My end-of-2015 fears that oil could drop as low as $20 a barrel look like they might be coming true as the black stuff started the year by plummeting below $30. It seems to have settled a little at around $31.60 for now, though where it goes next is still anybody’s guess. The price will eventually recover, and higher-risk smaller oil explorers could provide significantly better geared profits for the brave.
Look at Gulf Keystone (LSE: GKP), which was in serious trouble back when it wasn’t actually getting paid for the oil it was delivering to the Kurdistan Regional Government. But since a schedule was agreed and the company received its first installment of $15m in September, payments have been coming in steadily.

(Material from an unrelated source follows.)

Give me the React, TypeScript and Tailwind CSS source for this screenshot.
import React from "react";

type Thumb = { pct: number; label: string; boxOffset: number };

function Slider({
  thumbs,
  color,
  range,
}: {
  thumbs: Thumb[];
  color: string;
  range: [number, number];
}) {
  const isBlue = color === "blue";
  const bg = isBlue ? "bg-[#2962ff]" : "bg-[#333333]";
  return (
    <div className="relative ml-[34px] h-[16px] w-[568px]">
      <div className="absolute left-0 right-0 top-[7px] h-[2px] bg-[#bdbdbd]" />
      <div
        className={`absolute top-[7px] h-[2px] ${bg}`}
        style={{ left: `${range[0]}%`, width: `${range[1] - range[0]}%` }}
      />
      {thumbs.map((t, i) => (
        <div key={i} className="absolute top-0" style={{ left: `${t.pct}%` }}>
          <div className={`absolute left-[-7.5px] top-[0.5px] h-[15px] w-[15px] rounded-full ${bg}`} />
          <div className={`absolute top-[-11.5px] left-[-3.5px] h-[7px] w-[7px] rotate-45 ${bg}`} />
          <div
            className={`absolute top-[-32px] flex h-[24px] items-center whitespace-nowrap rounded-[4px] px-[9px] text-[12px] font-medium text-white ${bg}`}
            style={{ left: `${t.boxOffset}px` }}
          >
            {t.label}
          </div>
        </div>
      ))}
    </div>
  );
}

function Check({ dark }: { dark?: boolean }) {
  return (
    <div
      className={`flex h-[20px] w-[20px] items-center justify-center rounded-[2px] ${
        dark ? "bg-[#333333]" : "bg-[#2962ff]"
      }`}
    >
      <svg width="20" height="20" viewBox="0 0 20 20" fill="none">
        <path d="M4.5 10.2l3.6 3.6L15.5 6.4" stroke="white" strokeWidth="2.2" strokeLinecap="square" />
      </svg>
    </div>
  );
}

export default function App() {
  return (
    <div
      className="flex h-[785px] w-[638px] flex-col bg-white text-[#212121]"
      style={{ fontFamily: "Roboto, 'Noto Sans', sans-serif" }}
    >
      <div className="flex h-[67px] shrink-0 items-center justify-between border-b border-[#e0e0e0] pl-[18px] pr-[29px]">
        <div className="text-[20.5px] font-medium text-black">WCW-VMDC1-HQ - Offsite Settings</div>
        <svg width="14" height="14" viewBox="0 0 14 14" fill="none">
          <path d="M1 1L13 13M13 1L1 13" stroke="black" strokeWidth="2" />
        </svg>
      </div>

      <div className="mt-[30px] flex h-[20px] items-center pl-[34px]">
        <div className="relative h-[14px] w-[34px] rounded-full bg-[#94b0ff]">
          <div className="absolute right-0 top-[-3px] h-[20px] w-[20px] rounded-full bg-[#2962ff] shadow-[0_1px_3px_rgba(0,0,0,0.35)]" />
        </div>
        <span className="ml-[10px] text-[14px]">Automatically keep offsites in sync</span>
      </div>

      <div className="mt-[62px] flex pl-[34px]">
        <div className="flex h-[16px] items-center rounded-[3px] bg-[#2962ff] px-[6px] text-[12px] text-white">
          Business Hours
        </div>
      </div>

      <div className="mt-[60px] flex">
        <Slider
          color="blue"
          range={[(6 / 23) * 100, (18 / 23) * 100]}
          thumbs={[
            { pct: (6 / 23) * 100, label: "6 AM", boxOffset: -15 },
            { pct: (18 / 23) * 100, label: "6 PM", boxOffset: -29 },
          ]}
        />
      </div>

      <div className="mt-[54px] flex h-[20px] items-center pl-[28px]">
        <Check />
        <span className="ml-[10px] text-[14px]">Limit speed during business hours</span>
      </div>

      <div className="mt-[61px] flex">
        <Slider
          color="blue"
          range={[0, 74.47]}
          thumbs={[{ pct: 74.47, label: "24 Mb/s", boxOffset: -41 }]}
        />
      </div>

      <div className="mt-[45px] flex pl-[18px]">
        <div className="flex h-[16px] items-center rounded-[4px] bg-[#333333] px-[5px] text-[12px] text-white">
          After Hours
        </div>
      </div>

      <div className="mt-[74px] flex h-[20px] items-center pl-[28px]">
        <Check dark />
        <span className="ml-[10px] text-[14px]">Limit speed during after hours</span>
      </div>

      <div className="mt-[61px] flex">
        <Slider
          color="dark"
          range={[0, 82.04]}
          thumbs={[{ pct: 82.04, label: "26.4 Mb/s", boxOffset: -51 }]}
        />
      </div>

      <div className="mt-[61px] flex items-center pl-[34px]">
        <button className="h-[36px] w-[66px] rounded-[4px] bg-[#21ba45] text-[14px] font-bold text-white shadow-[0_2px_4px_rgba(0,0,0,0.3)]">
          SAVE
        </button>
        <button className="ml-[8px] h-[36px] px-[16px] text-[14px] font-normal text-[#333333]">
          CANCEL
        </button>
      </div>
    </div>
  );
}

These payments aren’t sufficient to cover Gulf Keystone’s medium-term debt commitments, and there’s no sign yet of when payment for back-supplies will be made. Still, should a repayment crunch be not too far beyond the horizon, Gulf does have a very impressive asset on the table in the shape of its 36,000-bopd Shaikan field, and I can see investors keen to take part in a shorter-term refinancing.
It’s clearly a big risk investing in Gulf now, but after the share price has lost nearly 80% since February 2015, depressed by those horribly low oil prices, it could be a perfect time to buy in — if (and it’s a big one) the payments tide really is turning.
Tiny cap
Frontera Resources (LSE: FRR) seems a popular one among small cap investors right now, with its market cap of £16.5m and share price of just half a penny — down from the heady heights of 1.2p back in March 2015. So what’s the story?
Frontera is exploring in Eastern Europe around the Black Sea. And in an update released on 14 January, chairman and chief executive Steve Nicandros told us that “Frontera is now able to advance early in 2016 to continue to unlock the giant oil and gas potential that is contained within the South Kakheti Gas Complex” in Georgia.
There’s a lot of work to be done, and Frontera is still in its equity-issue stage to raise the funding it needs — 46.2 million new shares were issued in November as part of its debt repayment schedule. So it’s an unquantifiable risk right now and those are not for me — but when they come good, they can come good big.
Xciting?
My third smaller cap possibility is Xcite Energy (LSE: XEL), which is a bit bigger with a market cap of £39.5m. But the share price is down 70% since its recent peak in May 2015. And it’s down a massive 97% since February 2011, which really underlines the enormous risks associated with investing in oil explorers — those that are successful reward their investors handsomely, but how many crash to nothing for every big winner?
Xcite’s weakness now is that it operates in the North Sea at its Bentley field assets, and that’s far from the cheapest region in the world in terms of extraction costs. However, Xcite puts its costs at around $35 per barrel, and though that’s below today’s price, it could look good when oil gets back above $50 as it surely will.
Again, debt is the big problem — will oil prices recover in time? I don’t know, and that counts me out.